Several labs in Spanish hospitals have reported that the test kits they purchased, manufactured by Chinese company Bioeasy and based in Shenzhen, have a sensitivity of 30% when the sensitivity should be above 80%, Spanish newspaper El País reported Thursday. Due to the test’s lack of reliability, medical personnel in Spain have switched back to the PCR test, which takes up to four hours for a diagnosis, while rapid tests take between 10 to 15 minutes. (RELATED: Chinese Propaganda Has Infected Daily Mail’s Coronavirus Coverage)
The Spanish government purchased 340,000 tests from the Chinese company, a similar quantity to the tests ordered by the Czech Republic, where medical personnel also report an 80% failure rate. China has been attempting to deepen ties with Europe by supplying countries like Italy, Greece, Bulgaria, and Slovenia with medical equipment and testing amid the outbreak.
Prague Morning reported Thursday that the Chinese tests, worth over $2 million, were showing false positives and false negative results. Health officials determined the failure rate was too high and the tests were unreliable.
“We used the tests on those who came to the testing station.
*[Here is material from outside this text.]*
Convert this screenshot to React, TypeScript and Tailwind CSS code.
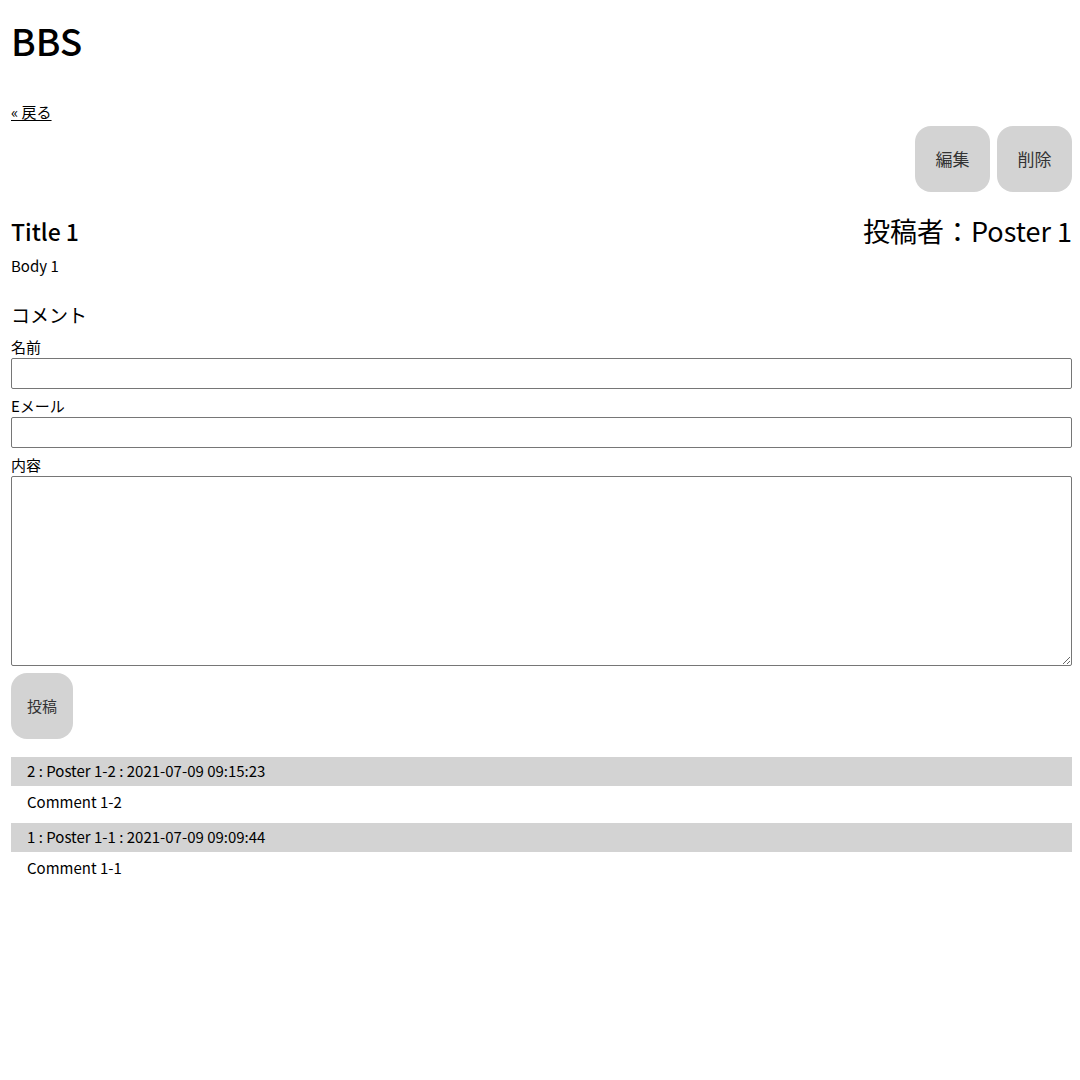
export default function App() {
  const comments = [
    { no: 2, name: "Poster 1-2", date: "2021-07-09 09:15:23", body: "Comment 1-2" },
    { no: 1, name: "Poster 1-1", date: "2021-07-09 09:09:44", body: "Comment 1-1" },
  ];

  return (
    <main className="w-[1080px] h-[1080px] bg-white pl-[11px] pr-[8px] pt-[14px] text-black font-['Noto_Sans_CJK_JP',sans-serif] overflow-hidden">
      <h1 className="text-[37px] leading-[52px] font-medium">BBS</h1>
      <div className="mt-[33px]">
        <a href="#" className="text-[15px] leading-[20px] underline underline-offset-2">« 戻る</a>
      </div>
      <div className="flex justify-end gap-[7px] mt-[3px]">
        <button className="w-[75px] h-[66px] rounded-[16px] bg-[#d3d3d3] text-[17px] text-[#333]">編集</button>
        <button className="w-[75px] h-[66px] rounded-[16px] bg-[#d3d3d3] text-[17px] text-[#333]">削除</button>
      </div>
      <div className="flex items-center justify-between mt-[16px] h-[46px]">
        <h2 className="text-[23px] font-medium">Title 1</h2>
        <div className="text-[27px]">投稿者：Poster 1</div>
      </div>
      <p className="text-[15px] leading-[20px] mt-[2px]">Body 1</p>
      <section className="mt-[26px]">
        <h3 className="text-[19px] leading-[26px]">コメント</h3>
        <label className="block text-[15px] leading-[23px] mt-[7px]">名前</label>
        <input className="block w-full h-[31px] border border-[#767676] rounded-[2px]" />
        <label className="block text-[15px] leading-[23px] mt-[5px]">Eメール</label>
        <input className="block w-full h-[31px] border border-[#767676] rounded-[2px]" />
        <label className="block text-[15px] leading-[23px] mt-[5px]">内容</label>
        <textarea className="block w-full h-[190px] border border-[#767676] rounded-[2px]" />
        <button className="mt-[7px] w-[62px] h-[66px] rounded-[16px] bg-[#d3d3d3] text-[15px] text-[#333]">投稿</button>
      </section>
      <ul className="mt-[18px] flex flex-col gap-[5px]">
        {comments.map((c) => (
          <li key={c.no}>
            <div className="bg-[#d3d3d3] h-[29px] flex items-center px-[16px] text-[15px]">
              {c.no} : {c.name} : {c.date}
            </div>
            <div className="px-[16px] text-[15px] leading-[32px]">{c.body}</div>
          </li>
        ))}
      </ul>
    </main>
  );
}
Fortunately, we also took samples for further testing and thus learned about the error rate of the tests,” Pavla Svrčinová, a hygienist from the Ostrava region of the country said according to the Prague Morning.
Some Czech hospitals will also be returning to conventional testing methods, but only 900 such tests can be processed each day, Taiwan News reported.
A government official from the National Institute of Public Health in the Czech Republic, however, claims that the tests should only have a “supporting role” in testing, and that the tests can’t detect the virus in the first five to seven days after a person is infected, according to Prague Morning.
The Chinese embassy in Spain said on its Twitter account that the Bioeasy test kits Spanish hospitals were using had not been approved by China’s National Medical Products Administration, and claims they were not included in the medical supplies sent by the Chinese government to Spain, the South China Morning Post reported Thursday.
— Embajada de China en España (@ChinaEmbEsp) March 26, 2020
“The Chinese Ministry of Commerce offered Spain a list of approved suppliers, in which Shenzhen Bioeasy Biotechnology was not included,” the embassy says in the tweet.